Jornal Correio Braziliense

Diversão e Arte

Artistas se destacam em campos que antes eram tipicamente masculinos

No Dia da Mulher, o Diversão & Arte dá voz as mulheres que ganham cada vez mais espaço no universo artístico

Durante muitos anos, foram os homens que dominaram vários âmbitos da arte. Com o passar do tempo e as mudanças pelas quais a sociedade passou, as mulheres começaram a se inserir oficialmente nas diversas áreas artísticas. Hoje a sociedade vive um momento de redescoberta de artistas que foram subtraídas da história e também do surgimento (e reconhecimento) de diversas mulheres trabalhando em áreas antes conhecidas como tipicamente masculinas, como o cinema, o grafite e até alguns espaços dentro do mundo da música. ;A história é contada por um prisma masculino. Vamos descobrindo trabalho de mulheres em diversos ramos, como a literatura ou o cinema. Mas ainda é preciso mudar a cultura, principalmente a de gênero. Mesmo que as mulheres tenham avançado, elas correm riscos. É preciso trazer a realidade e a sensibilidade feminina para a arte. Vamos feminilizar o mundo;, analisa a professora da Universidade de Brasília (UnB) e doutora em comunicação audiovisual, Tânia Siqueira Montoro.

No Dia Internacional da Mulher, o Diversão apresenta histórias de artistas que mesmo enfrentando preconceitos e a falta de oportunidade se enveredam e se destacam em âmbitos até então dominados por homens. ;Esse é um debate importante, acredito que discursos como os que tivemos no Oscar de 2015 expondo o problema (a diferença salarial entre homens e mulheres no cinema) dão visibilidade ao que ainda acontece;, completa Tânia.

1. Cinema

As mulheres são minoria nos cargos de criação no cinema; apenas 7% estão na direção e 11%, responsáveis pelos roteiros dos filmes blockbusters internacionais, segundo pesquisa do Centro de Estudo da Mulher na Televisão e no Cinema, em San Diego (EUA). Apesar de os números serem desanimadores, em Brasília, há várias delas lutando por seu espaço. A cineasta Adriana Vasconcelos, que atualmente trabalha na finalização do filme 3x4, é um desses exemplos. No mais recente edital, ela era a única mulher entre os vencedores. Uma estranha no ninho, como classifica. ;Acho que a minha primeira insegurança de ser diretora era em função de ser mulher. Porque ainda quando eu estudava eram sempre os homens que dirigiam e as mulheres, no máximo, iam para a produção. Era uma visão de que ;tudo bem, a mulher pode fazer documentário e ser produtora e o homem pode fazer ficção;. Esse mercado não era das mulheres;, lembra. Em suas produções, ela tem como foco inserir a mulher como protagonista e criou uma produtora, a Agridoce Filmes, com o objetivo de abrir mais espaço para o olhar feminino. ;Acho que é preciso ter uma política pública, como editais só para mulheres. Um incentivo por parte do governo;, completa.

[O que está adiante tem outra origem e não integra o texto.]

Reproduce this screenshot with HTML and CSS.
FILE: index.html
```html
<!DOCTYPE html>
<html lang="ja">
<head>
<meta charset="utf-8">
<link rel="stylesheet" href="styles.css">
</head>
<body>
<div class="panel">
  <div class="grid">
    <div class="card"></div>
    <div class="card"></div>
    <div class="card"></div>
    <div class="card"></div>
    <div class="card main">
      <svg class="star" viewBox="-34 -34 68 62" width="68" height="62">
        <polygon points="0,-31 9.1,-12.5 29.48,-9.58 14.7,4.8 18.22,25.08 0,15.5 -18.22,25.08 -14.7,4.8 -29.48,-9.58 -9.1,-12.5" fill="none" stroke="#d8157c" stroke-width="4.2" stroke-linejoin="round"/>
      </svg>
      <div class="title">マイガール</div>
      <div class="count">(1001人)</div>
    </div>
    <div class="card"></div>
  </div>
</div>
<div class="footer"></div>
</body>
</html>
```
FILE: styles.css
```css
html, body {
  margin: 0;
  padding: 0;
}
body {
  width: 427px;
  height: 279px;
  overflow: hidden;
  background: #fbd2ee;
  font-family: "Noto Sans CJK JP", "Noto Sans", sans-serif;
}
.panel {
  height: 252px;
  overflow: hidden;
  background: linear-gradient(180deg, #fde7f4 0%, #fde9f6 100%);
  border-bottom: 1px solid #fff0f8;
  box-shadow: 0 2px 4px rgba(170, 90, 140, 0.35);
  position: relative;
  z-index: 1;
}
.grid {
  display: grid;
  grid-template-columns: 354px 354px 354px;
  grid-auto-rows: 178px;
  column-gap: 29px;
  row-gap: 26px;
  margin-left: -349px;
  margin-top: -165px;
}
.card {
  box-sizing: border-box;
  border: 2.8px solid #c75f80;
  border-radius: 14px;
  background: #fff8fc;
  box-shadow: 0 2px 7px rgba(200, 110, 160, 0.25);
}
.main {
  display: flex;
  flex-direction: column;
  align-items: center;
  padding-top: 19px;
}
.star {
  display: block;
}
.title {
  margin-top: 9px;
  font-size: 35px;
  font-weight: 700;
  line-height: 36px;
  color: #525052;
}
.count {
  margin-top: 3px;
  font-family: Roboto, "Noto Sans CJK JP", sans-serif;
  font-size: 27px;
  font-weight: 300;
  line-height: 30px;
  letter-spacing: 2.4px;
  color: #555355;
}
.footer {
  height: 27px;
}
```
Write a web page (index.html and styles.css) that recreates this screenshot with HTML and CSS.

A cineasta Flora Egécia dirigiu recentemente o documentário Das raízes às pontas com uma equipe majoritariamente feminina, roteiro de Débora Morais e direção de arte de Bianca Novais. A diretora revela que a ausência das mulheres no cinema tem a ver com a falta de representatividade social. ;É uma relação que anda junto. Os personagens masculinos são mais complexos e reais, os nossos são mais raros e rasos. Isso é um reflexo de ocuparmos menos espaços nos cargos de direção e nas áreas criativas. Esse estereótipo não está só nos filmes, mas no que a gente vive;, afirma. Mesmo assim, a diretora diz que acha que a situação está melhorando. ;Vejo uma movimentação acontecendo lentamente por parte das produções independentes e do estado, com editais e mostras com produções culturais feitas por mulheres;, conta.

2. Grafite
A começar por ser uma arte até então marginalizada, o grafite demorou a abrir espaço para as meninas. Pelo menos é esse o estereótipo, mas a jovem Siren, como é conhecida a brasiliense Camilla Santos, mostra que a história não é bem assim. ;Entre meu grupo de amigos que costumam grafitar nunca houve nenhuma distinção por eu ser mulher. Mas entre pessoas que passam e veem trabalhos, percebo esse preconceito;, afirma. Siren lembra que uma vez ela e um amigo pintavam juntos, quando um senhor os notou. ;Ele se aproximou e parabenizou meu amigo pelo trabalho. Ele não pensou que aquele trabalho poderia ser meu;, lembra.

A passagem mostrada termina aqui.